** Start **

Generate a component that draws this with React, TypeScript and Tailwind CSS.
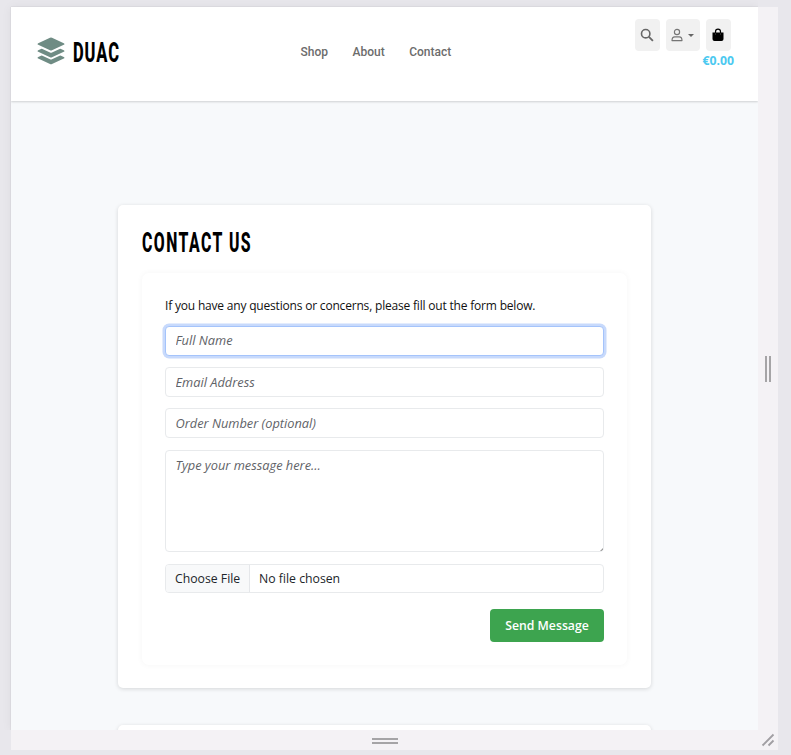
import type { ReactNode } from "react";

function LogoMark() {
  return (
    <svg viewBox="0 0 28 28" className="mb-[2px] size-[28px] text-[#6f8c84]" fill="currentColor">
      <path d="M13 .8q1-.5 2 0l11.8 5.4q1.4.8 0 1.6L15 13.2q-1 .5-2 0L1.200 7.800q-1.400-.8 0-1.600z" />
      <path d="M1.200 13.200 4 11.900q.7-.3 1.400 0l7.600 3.500q1 .5 2 0l7.600-3.500q.7-.3 1.400 0l2.800 1.300q1.400.8 0 1.600L15 20.200q-1 .5-2 0L1.200 14.800q-1.400-.8 0-1.600z" />
      <path d="M1.200 20 4 18.700q.7-.3 1.400 0l7.600 3.500q1 .5 2 0l7.600-3.500q.7-.3 1.400 0l2.800 1.300q1.400.8 0 1.600L15 27q-1 .5-2 0L1.200 21.600q-1.400-.8 0-1.600z" />
    </svg>
  );
}

function SearchIcon() {
  return (
    <svg viewBox="0 0 14 14" className="size-[14px]" fill="none" stroke="#666" strokeWidth="1.600">
      <circle cx="5.700" cy="5.700" r="4.200" />
      <path d="m8.900 8.900 4 4" strokeWidth="1.900" />
    </svg>
  );
}

function UserIcon() {
  return (
    <svg viewBox="0 0 12 14" className="h-[14px] w-[12px]" fill="none" stroke="#757575" strokeWidth="1.150">
      <circle cx="6" cy="4" r="2.600" />
      <path d="M1 12.600c0-2.500 1-3.700 2.800-3.700h4.400c1.800 0 2.800 1.200 2.800 3.700z" strokeLinejoin="round" />
    </svg>
  );
}

function BagIcon() {
  return (
    <svg viewBox="0 0 12 14" className="h-[14px] w-[12px]">
      <path d="M3.500 5V3.700a2.500 2.500 0 0 1 5 0V5" fill="none" stroke="#000" strokeWidth="1.200" />
      <path d="M.5 4.600h11v6.300a2 2 0 0 1-2 2h-7a2 2 0 0 1-2-2z" fill="#000" />
      <path d="M3.500 5.500v1M8.500 5.500v1" stroke="#666" strokeWidth=".8" />
    </svg>
  );
}

function Header() {
  return (
    <header className="relative z-10 flex h-[94px] shrink-0 items-start bg-white pl-[26px] pr-[24px] shadow-[0_1px_2px_rgba(0,0,0,0.16)]">
      <div className="flex h-full w-[263.500px] items-center pb-[5px]">
        <LogoMark />
        <span className="ml-[8px] inline-block w-[47px] origin-left scale-x-[0.61] whitespace-nowrap pt-[2px] font-['Roboto',sans-serif] text-[27px] font-extrabold leading-[32px] tracking-[1.500px] text-black">
          DUAC
        </span>
      </div>
      <nav className="flex h-full items-center gap-[24.500px] pb-[5px] font-['Roboto',sans-serif] text-[12px] font-medium text-[#6c6c6c]">
        <a>Shop</a>
        <a>About</a>
        <a>Contact</a>
      </nav>
      <div className="ml-auto flex flex-col items-end pt-[12px]">
        <div className="mr-[3.500px] flex gap-[6px]">
          <IconButton width="w-[25px]"><SearchIcon /></IconButton>
          <IconButton width="w-[34px]">
            <UserIcon />
            <span className="ml-[5px] border-x-[3px] border-t-[3px] border-x-transparent border-t-[#666]" />
          </IconButton>
          <IconButton width="w-[25px]"><BagIcon /></IconButton>
        </div>
        <span className="mt-[1px] text-[12.250px] font-bold leading-[18px] text-[#4cc9f0]">€0.00</span>
      </div>
    </header>
  );
}

function IconButton({ width, children }: { width: string; children: ReactNode }) {
  return (
    <button className={`flex h-[32px] items-center justify-center rounded-[4px] bg-[#f1f1f1] ${width}`}>{children}</button>
  );
}

const field =
  "block w-full rounded-[4px] border bg-white px-[9.500px] text-[12.800px] italic text-[#212529] outline-none placeholder:text-[#5f6368]";

function ContactForm() {
  return (
    <form className="mt-[15px] flex h-[392px] flex-col rounded-[7px] bg-white px-[23px] pt-[23px] shadow-[0_0_6px_rgba(0,0,0,0.045)]">
      <p className="whitespace-nowrap text-[12px] leading-[20px] tracking-[-0.190px] text-[#111]">
        If you have any questions or concerns, please fill out the form below.
      </p>
      <input
        className={`${field} mt-[10px] h-[30px] border-[#a5c4fb] pb-[2px] shadow-[0_0_0_2.500px_#c8dafc]`}
        placeholder="Full Name"
      />
      <input className={`${field} mt-[11px] h-[30px] border-[#e8eaec]`} placeholder="Email Address" />
      <input className={`${field} mt-[11px] h-[30px] border-[#e8eaec]`} placeholder="Order Number (optional)" />
      <div className="relative mt-[12px] shrink-0">
        <textarea className={`${field} h-[102px] resize-none border-[#e8eaec] pt-[5px] leading-[18px]`} placeholder="Type your message here..." />
        <svg viewBox="0 0 3 3" className="absolute bottom-px right-px size-[3px]" fill="#999">
          <path d="M3 0v1.500L1.500 3H0z" />
        </svg>
      </div>
      <div className="mt-[12px] flex h-[29px] shrink-0 overflow-hidden rounded-[4px] border border-[#e8eaec] text-[12.250px] leading-[27px] text-[#212529]">
        <span className="w-[84px] whitespace-nowrap border-r border-[#e5e7ea] bg-[#f8f9fa] pl-[9px]">Choose File</span>
        <span className="pl-[9px]">No file chosen</span>
      </div>
      <button className="ml-auto mt-[16px] h-[33px] w-[114px] shrink-0 rounded-[4px] bg-[#3da44f] pt-px text-[12.250px] font-semibold text-white">
        Send Message
      </button>
    </form>
  );
}

export default function App() {
  return (
    <div className="h-[755px] w-[791px] overflow-hidden bg-[#e8e7ec] pl-[11px] pt-[7px] font-['Open_Sans',sans-serif]">
      <div className="grid h-[743px] w-[767px] grid-cols-[747px_20px] grid-rows-[723px_20px] bg-[#f4f2f5]">
        <div className="shadow-[0_0_1px_rgba(0,0,0,0.2),0_0_10px_rgba(0,0,0,0.06)] [clip-path:inset(-7px_0_0_-11px)]">
          <div className="flex h-[723px] flex-col overflow-hidden bg-[#f7f9fb]">
            <Header />
            <main className="flex flex-col pl-[107px] pt-[104px]">
              <section className="h-[483px] w-[533px] rounded-[5px] bg-white px-[24px] pt-[20px] shadow-[0_1px_4px_rgba(0,0,0,0.14)]">
                <h1 className="relative top-[2px] inline-block w-[110px] origin-left scale-x-[0.585] whitespace-nowrap font-['Roboto',sans-serif] text-[27px] font-extrabold leading-[33px] tracking-[2.500px] text-black">
                  CONTACT US
                </h1>
                <ContactForm />
              </section>
              <section className="mt-[37px] h-[60px] w-[533px] rounded-[5px] bg-white shadow-[0_1px_4px_rgba(0,0,0,0.14)]" />
            </main>
          </div>
        </div>
        <div className="flex items-center justify-center gap-[2px]">
          <span className="h-[26px] w-[2px] bg-[#a5a4a6]" />
          <span className="h-[26px] w-[2px] bg-[#a5a4a6]" />
        </div>
        <div className="flex flex-col items-center justify-center gap-[2px] pt-[2px]">
          <span className="h-[2px] w-[26px] bg-[#a5a4a6]" />
          <span className="h-[2px] w-[26px] bg-[#a5a4a6]" />
        </div>
        <svg viewBox="0 0 20 20" className="size-[20px]" stroke="#a19fa3" strokeWidth="1.800" fill="none">
          <path d="M4.500 15.500 15.500 4.500M10.500 15.500l5-5" />
        </svg>
      </div>
    </div>
  );
}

** End **

**PROMPT**. Take the listing above and print it exactly, apart from the pictures.

**CORRECT OUTPUT**.
Generate a component that draws this with React, TypeScript and Tailwind CSS.
import type { ReactNode } from "react";

function LogoMark() {
  return (
    <svg viewBox="0 0 28 28" className="mb-[2px] size-[28px] text-[#6f8c84]" fill="currentColor">
      <path d="M13 .8q1-.5 2 0l11.8 5.4q1.4.8 0 1.6L15 13.2q-1 .5-2 0L1.200 7.800q-1.400-.8 0-1.600z" />
      <path d="M1.200 13.200 4 11.900q.7-.3 1.400 0l7.600 3.500q1 .5 2 0l7.600-3.500q.7-.3 1.400 0l2.800 1.300q1.400.8 0 1.600L15 20.200q-1 .5-2 0L1.200 14.800q-1.400-.8 0-1.600z" />
      <path d="M1.200 20 4 18.700q.7-.3 1.400 0l7.600 3.500q1 .5 2 0l7.600-3.500q.7-.3 1.400 0l2.800 1.300q1.400.8 0 1.600L15 27q-1 .5-2 0L1.200 21.600q-1.400-.8 0-1.600z" />
    </svg>
  );
}

function SearchIcon() {
  return (
    <svg viewBox="0 0 14 14" className="size-[14px]" fill="none" stroke="#666" strokeWidth="1.600">
      <circle cx="5.700" cy="5.700" r="4.200" />
      <path d="m8.900 8.900 4 4" strokeWidth="1.900" />
    </svg>
  );
}

function UserIcon() {
  return (
    <svg viewBox="0 0 12 14" className="h-[14px] w-[12px]" fill="none" stroke="#757575" strokeWidth="1.150">
      <circle cx="6" cy="4" r="2.600" />
      <path d="M1 12.600c0-2.500 1-3.700 2.800-3.700h4.400c1.800 0 2.800 1.200 2.800 3.700z" strokeLinejoin="round" />
    </svg>
  );
}

function BagIcon() {
  return (
    <svg viewBox="0 0 12 14" className="h-[14px] w-[12px]">
      <path d="M3.500 5V3.700a2.500 2.500 0 0 1 5 0V5" fill="none" stroke="#000" strokeWidth="1.200" />
      <path d="M.5 4.600h11v6.300a2 2 0 0 1-2 2h-7a2 2 0 0 1-2-2z" fill="#000" />
      <path d="M3.500 5.500v1M8.500 5.500v1" stroke="#666" strokeWidth=".8" />
    </svg>
  );
}

function Header() {
  return (
    <header className="relative z-10 flex h-[94px] shrink-0 items-start bg-white pl-[26px] pr-[24px] shadow-[0_1px_2px_rgba(0,0,0,0.16)]">
      <div className="flex h-full w-[263.500px] items-center pb-[5px]">
        <LogoMark />
        <span className="ml-[8px] inline-block w-[47px] origin-left scale-x-[0.61] whitespace-nowrap pt-[2px] font-['Roboto',sans-serif] text-[27px] font-extrabold leading-[32px] tracking-[1.500px] text-black">
          DUAC
        </span>
      </div>
      <nav className="flex h-full items-center gap-[24.500px] pb-[5px] font-['Roboto',sans-serif] text-[12px] font-medium text-[#6c6c6c]">
        <a>Shop</a>
        <a>About</a>
        <a>Contact</a>
      </nav>
      <div className="ml-auto flex flex-col items-end pt-[12px]">
        <div className="mr-[3.500px] flex gap-[6px]">
          <IconButton width="w-[25px]"><SearchIcon /></IconButton>
          <IconButton width="w-[34px]">
            <UserIcon />
            <span className="ml-[5px] border-x-[3px] border-t-[3px] border-x-transparent border-t-[#666]" />
          </IconButton>
          <IconButton width="w-[25px]"><BagIcon /></IconButton>
        </div>
        <span className="mt-[1px] text-[12.250px] font-bold leading-[18px] text-[#4cc9f0]">€0.00</span>
      </div>
    </header>
  );
}

function IconButton({ width, children }: { width: string; children: ReactNode }) {
  return (
    <button className={`flex h-[32px] items-center justify-center rounded-[4px] bg-[#f1f1f1] ${width}`}>{children}</button>
  );
}

const field =
  "block w-full rounded-[4px] border bg-white px-[9.500px] text-[12.800px] italic text-[#212529] outline-none placeholder:text-[#5f6368]";

function ContactForm() {
  return (
    <form className="mt-[15px] flex h-[392px] flex-col rounded-[7px] bg-white px-[23px] pt-[23px] shadow-[0_0_6px_rgba(0,0,0,0.045)]">
      <p className="whitespace-nowrap text-[12px] leading-[20px] tracking-[-0.190px] text-[#111]">
        If you have any questions or concerns, please fill out the form below.
      </p>
      <input
        className={`${field} mt-[10px] h-[30px] border-[#a5c4fb] pb-[2px] shadow-[0_0_0_2.500px_#c8dafc]`}
        placeholder="Full Name"
      />
      <input className={`${field} mt-[11px] h-[30px] border-[#e8eaec]`} placeholder="Email Address" />
      <input className={`${field} mt-[11px] h-[30px] border-[#e8eaec]`} placeholder="Order Number (optional)" />
      <div className="relative mt-[12px] shrink-0">
        <textarea className={`${field} h-[102px] resize-none border-[#e8eaec] pt-[5px] leading-[18px]`} placeholder="Type your message here..." />
        <svg viewBox="0 0 3 3" className="absolute bottom-px right-px size-[3px]" fill="#999">
          <path d="M3 0v1.500L1.500 3H0z" />
        </svg>
      </div>
      <div className="mt-[12px] flex h-[29px] shrink-0 overflow-hidden rounded-[4px] border border-[#e8eaec] text-[12.250px] leading-[27px] text-[#212529]">
        <span className="w-[84px] whitespace-nowrap border-r border-[#e5e7ea] bg-[#f8f9fa] pl-[9px]">Choose File</span>
        <span className="pl-[9px]">No file chosen</span>
      </div>
      <button className="ml-auto mt-[16px] h-[33px] w-[114px] shrink-0 rounded-[4px] bg-[#3da44f] pt-px text-[12.250px] font-semibold text-white">
        Send Message
      </button>
    </form>
  );
}

export default function App() {
  return (
    <div className="h-[755px] w-[791px] overflow-hidden bg-[#e8e7ec] pl-[11px] pt-[7px] font-['Open_Sans',sans-serif]">
      <div className="grid h-[743px] w-[767px] grid-cols-[747px_20px] grid-rows-[723px_20px] bg-[#f4f2f5]">
        <div className="shadow-[0_0_1px_rgba(0,0,0,0.2),0_0_10px_rgba(0,0,0,0.06)] [clip-path:inset(-7px_0_0_-11px)]">
          <div className="flex h-[723px] flex-col overflow-hidden bg-[#f7f9fb]">
            <Header />
            <main className="flex flex-col pl-[107px] pt-[104px]">
              <section className="h-[483px] w-[533px] rounded-[5px] bg-white px-[24px] pt-[20px] shadow-[0_1px_4px_rgba(0,0,0,0.14)]">
                <h1 className="relative top-[2px] inline-block w-[110px] origin-left scale-x-[0.585] whitespace-nowrap font-['Roboto',sans-serif] text-[27px] font-extrabold leading-[33px] tracking-[2.500px] text-black">
                  CONTACT US
                </h1>
                <ContactForm />
              </section>
              <section className="mt-[37px] h-[60px] w-[533px] rounded-[5px] bg-white shadow-[0_1px_4px_rgba(0,0,0,0.14)]" />
            </main>
          </div>
        </div>
        <div className="flex items-center justify-center gap-[2px]">
          <span className="h-[26px] w-[2px] bg-[#a5a4a6]" />
          <span className="h-[26px] w-[2px] bg-[#a5a4a6]" />
        </div>
        <div className="flex flex-col items-center justify-center gap-[2px] pt-[2px]">
          <span className="h-[2px] w-[26px] bg-[#a5a4a6]" />
          <span className="h-[2px] w-[26px] bg-[#a5a4a6]" />
        </div>
        <svg viewBox="0 0 20 20" className="size-[20px]" stroke="#a19fa3" strokeWidth="1.800" fill="none">
          <path d="M4.500 15.500 15.500 4.500M10.500 15.500l5-5" />
        </svg>
      </div>
    </div>
  );
}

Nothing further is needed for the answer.